### Dataset extract:

....

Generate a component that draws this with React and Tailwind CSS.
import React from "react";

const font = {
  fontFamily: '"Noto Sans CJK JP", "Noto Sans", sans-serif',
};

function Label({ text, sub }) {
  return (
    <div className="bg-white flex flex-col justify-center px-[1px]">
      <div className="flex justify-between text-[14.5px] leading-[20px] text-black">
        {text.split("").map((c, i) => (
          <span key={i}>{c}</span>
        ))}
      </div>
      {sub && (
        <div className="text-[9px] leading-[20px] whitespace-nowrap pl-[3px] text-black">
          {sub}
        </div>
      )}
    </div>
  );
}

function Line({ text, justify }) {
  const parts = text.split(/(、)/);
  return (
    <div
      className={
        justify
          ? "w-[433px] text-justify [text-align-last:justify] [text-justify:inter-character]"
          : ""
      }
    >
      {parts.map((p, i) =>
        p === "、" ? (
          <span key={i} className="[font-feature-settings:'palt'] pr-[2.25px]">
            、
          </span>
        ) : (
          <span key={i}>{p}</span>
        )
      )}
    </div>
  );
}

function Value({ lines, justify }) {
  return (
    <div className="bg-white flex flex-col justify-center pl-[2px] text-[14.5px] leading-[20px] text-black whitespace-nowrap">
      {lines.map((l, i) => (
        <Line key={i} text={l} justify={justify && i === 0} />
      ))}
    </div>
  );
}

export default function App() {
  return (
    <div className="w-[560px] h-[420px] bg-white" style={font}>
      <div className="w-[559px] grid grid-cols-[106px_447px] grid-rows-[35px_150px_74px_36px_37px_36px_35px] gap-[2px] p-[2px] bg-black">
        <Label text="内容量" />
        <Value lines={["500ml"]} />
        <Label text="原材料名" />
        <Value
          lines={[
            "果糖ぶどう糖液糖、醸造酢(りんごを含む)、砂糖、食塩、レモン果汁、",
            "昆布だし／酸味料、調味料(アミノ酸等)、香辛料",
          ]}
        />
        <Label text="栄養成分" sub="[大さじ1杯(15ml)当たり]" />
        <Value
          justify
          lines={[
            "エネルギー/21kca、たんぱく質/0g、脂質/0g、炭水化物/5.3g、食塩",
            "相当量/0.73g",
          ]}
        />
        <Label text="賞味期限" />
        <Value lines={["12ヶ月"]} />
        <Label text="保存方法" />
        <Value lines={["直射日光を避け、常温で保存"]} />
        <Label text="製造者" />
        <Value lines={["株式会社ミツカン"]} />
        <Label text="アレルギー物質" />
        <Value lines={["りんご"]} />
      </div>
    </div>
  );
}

....

### Stated problem:
Reproduce every line of the data verbatim.

### In response:
Generate a component that draws this with React and Tailwind CSS.
import React from "react";

const font = {
  fontFamily: '"Noto Sans CJK JP", "Noto Sans", sans-serif',
};

function Label({ text, sub }) {
  return (
    <div className="bg-white flex flex-col justify-center px-[1px]">
      <div className="flex justify-between text-[14.5px] leading-[20px] text-black">
        {text.split("").map((c, i) => (
          <span key={i}>{c}</span>
        ))}
      </div>
      {sub && (
        <div className="text-[9px] leading-[20px] whitespace-nowrap pl-[3px] text-black">
          {sub}
        </div>
      )}
    </div>
  );
}

function Line({ text, justify }) {
  const parts = text.split(/(、)/);
  return (
    <div
      className={
        justify
          ? "w-[433px] text-justify [text-align-last:justify] [text-justify:inter-character]"
          : ""
      }
    >
      {parts.map((p, i) =>
        p === "、" ? (
          <span key={i} className="[font-feature-settings:'palt'] pr-[2.25px]">
            、
          </span>
        ) : (
          <span key={i}>{p}</span>
        )
      )}
    </div>
  );
}

function Value({ lines, justify }) {
  return (
    <div className="bg-white flex flex-col justify-center pl-[2px] text-[14.5px] leading-[20px] text-black whitespace-nowrap">
      {lines.map((l, i) => (
        <Line key={i} text={l} justify={justify && i === 0} />
      ))}
    </div>
  );
}

export default function App() {
  return (
    <div className="w-[560px] h-[420px] bg-white" style={font}>
      <div className="w-[559px] grid grid-cols-[106px_447px] grid-rows-[35px_150px_74px_36px_37px_36px_35px] gap-[2px] p-[2px] bg-black">
        <Label text="内容量" />
        <Value lines={["500ml"]} />
        <Label text="原材料名" />
        <Value
          lines={[
            "果糖ぶどう糖液糖、醸造酢(りんごを含む)、砂糖、食塩、レモン果汁、",
            "昆布だし／酸味料、調味料(アミノ酸等)、香辛料",
          ]}
        />
        <Label text="栄養成分" sub="[大さじ1杯(15ml)当たり]" />
        <Value
          justify
          lines={[
            "エネルギー/21kca、たんぱく質/0g、脂質/0g、炭水化物/5.3g、食塩",
            "相当量/0.73g",
          ]}
        />
        <Label text="賞味期限" />
        <Value lines={["12ヶ月"]} />
        <Label text="保存方法" />
        <Value lines={["直射日光を避け、常温で保存"]} />
        <Label text="製造者" />
        <Value lines={["株式会社ミツカン"]} />
        <Label text="アレルギー物質" />
        <Value lines={["りんご"]} />
      </div>
    </div>
  );
}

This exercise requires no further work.